A picture of Henry with a handful of other students adorns the school’s Internet home page. More shots can be found with a click or two.
“Sometimes they might pull me out of class and take a photo,” he said. “I feel like it’s awesome; it’s a great thing. If you’re able to use sports any way possible besides going out and playing a game that you love, everyone should be doing that.”
Granted, not every private school has been able to do what Henry has helped the Saints accomplish.
For all the smack talk he hears about attending the school, for all the friendly requests for him to transfer, Henry has proved himself against the public schools. The Saints split two-game series this year against Socastee, Waccamaw and Aynor.
They also swept a two-game series with Green Sea Floyds.
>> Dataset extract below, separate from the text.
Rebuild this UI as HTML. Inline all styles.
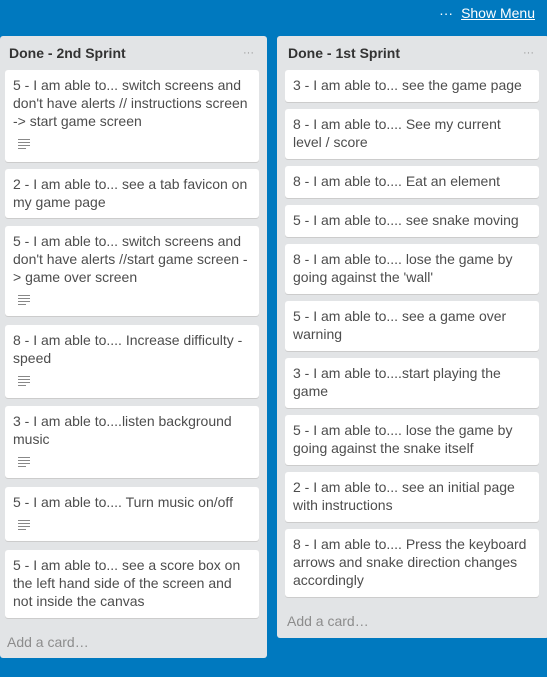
<!DOCTYPE html>
<html><head><meta charset="utf-8"><style>
body{margin:0;width:547px;height:677px;background:#0079bf;font-family:"Liberation Sans",Arial,sans-serif;position:relative;overflow:hidden}
.list{position:absolute;background:#e2e4e6;border-radius:3px}
.h{position:absolute;top:45px;font-weight:bold;font-size:14px;color:#333}
.dots{position:absolute;top:47px;color:#999;font-size:11px;letter-spacing:0}
.c{position:absolute;background:#fff;border-radius:3px;box-shadow:0 1px 0 #ccc;font-size:14px;line-height:18px;color:#4d4d4d;padding:6px 8px 0 8px;box-sizing:border-box}
.ic{display:block;margin:9px 0 0 5px;width:12px}
.ic i{display:block;height:1px;background:#888;margin-bottom:2px}
.add{position:absolute;color:#8c8c8c;font-size:14px}
</style></head><body>
<div style="position:absolute;right:12px;top:5px;color:#fff;font-size:14px"><span style="margin-right:8px">···</span><u>Show Menu</u></div>
<div class="list" style="left:0;top:36px;width:267px;height:622px"></div>
<div class="list" style="left:277px;top:36px;width:272px;height:602px"></div>
<div class="h" style="left:9px">Done - 2nd Sprint</div>
<div class="dots" style="left:243px">···</div>
<div class="h" style="left:288px">Done - 1st Sprint</div>
<div class="dots" style="left:523px">···</div>

<div class="c" style="left:5px;top:70px;width:254px;height:92px">5 - I am able to... switch screens and don't have alerts // instructions screen -&gt; start game screen<span class="ic"><i></i><i></i><i></i><i style="width:8px"></i></span></div>
<div class="c" style="left:5px;top:169px;width:254px;height:49px">2 - I am able to... see a tab favicon on my game page</div>
<div class="c" style="left:5px;top:226px;width:254px;height:90px">5 - I am able to... switch screens and don't have alerts //start game screen -&gt; game over screen<span class="ic"><i></i><i></i><i></i><i style="width:8px"></i></span></div>
<div class="c" style="left:5px;top:325px;width:254px;height:73px">8 - I am able to.... Increase difficulty - speed<span class="ic"><i></i><i></i><i></i><i style="width:8px"></i></span></div>
<div class="c" style="left:5px;top:406px;width:254px;height:72px">3 - I am able to....listen background music<span class="ic"><i></i><i></i><i></i><i style="width:8px"></i></span></div>
<div class="c" style="left:5px;top:487px;width:254px;height:54px">5 - I am able to.... Turn music on/off<span class="ic"><i></i><i></i><i></i><i style="width:8px"></i></span></div>
<div class="c" style="left:5px;top:550px;width:254px;height:68px">5 - I am able to... see a score box on the left hand side of the screen and not inside the canvas</div>
<div class="add" style="left:7px;top:634px">Add a card…</div>

<div class="c" style="left:285px;top:70px;width:254px;height:32px">3 - I am able to... see the game page</div>
<div class="c" style="left:285px;top:109px;width:254px;height:50px">8 - I am able to.... See my current level / score</div>
<div class="c" style="left:285px;top:166px;width:254px;height:32px">8 - I am able to.... Eat an element</div>
<div class="c" style="left:285px;top:205px;width:254px;height:32px">5 - I am able to.... see snake moving</div>
<div class="c" style="left:285px;top:244px;width:254px;height:50px">8 - I am able to.... lose the game by going against the 'wall'</div>
<div class="c" style="left:285px;top:301px;width:254px;height:50px">5 - I am able to... see a game over warning</div>
<div class="c" style="left:285px;top:358px;width:254px;height:50px">3 - I am able to....start playing the game</div>
<div class="c" style="left:285px;top:415px;width:254px;height:50px">5 - I am able to.... lose the game by going against the snake itself</div>
<div class="c" style="left:285px;top:472px;width:254px;height:50px">2 - I am able to... see an initial page with instructions</div>
<div class="c" style="left:285px;top:529px;width:254px;height:68px">8 - I am able to.... Press the keyboard arrows and snake direction changes accordingly</div>
<div class="add" style="left:287px;top:613px">Add a card…</div>
</body></html>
In those eight games, Henry averaged 17 points and 10 points, roughly his season averages.
“I think most of the time [people think] he’s a soft player because he’s in SCISA and all that,” Jones said. “He’s putting up double-doubles every game because he’s playing SCISA? Nah, that’s not true. He’s done that against Socastee, Aynor, Waccamaw – same thing.”
This is the most public schools Christian Academy has played in a season.
There are more planned for next year, when the school’s new gym is ready for use. Of course, Henry won’t be a part of those teams. Soon, he’ll be making a trip to Anderson University for an in-person workout that could lead to a scholarship offer.
Newberry has already pulled the trigger, and he’s been in discussion with coaches at Liberty about possibly trying to walk on to that team.
Maybe seizing those opportunities would be easier had he transferred. Maybe higher-profile games and increased media coverage would have helped get him in front of more college recruiters.
Only problem with that line of thinking is believing he hasn’t achieved enough as it is.
“When I talked to my mom and talked to my dad about this, I had to come to peace with it,” Henry said. “God’s always had a plan, and I just felt like this was in his plan for me to be here. All signs point to this school. Everything has worked here.”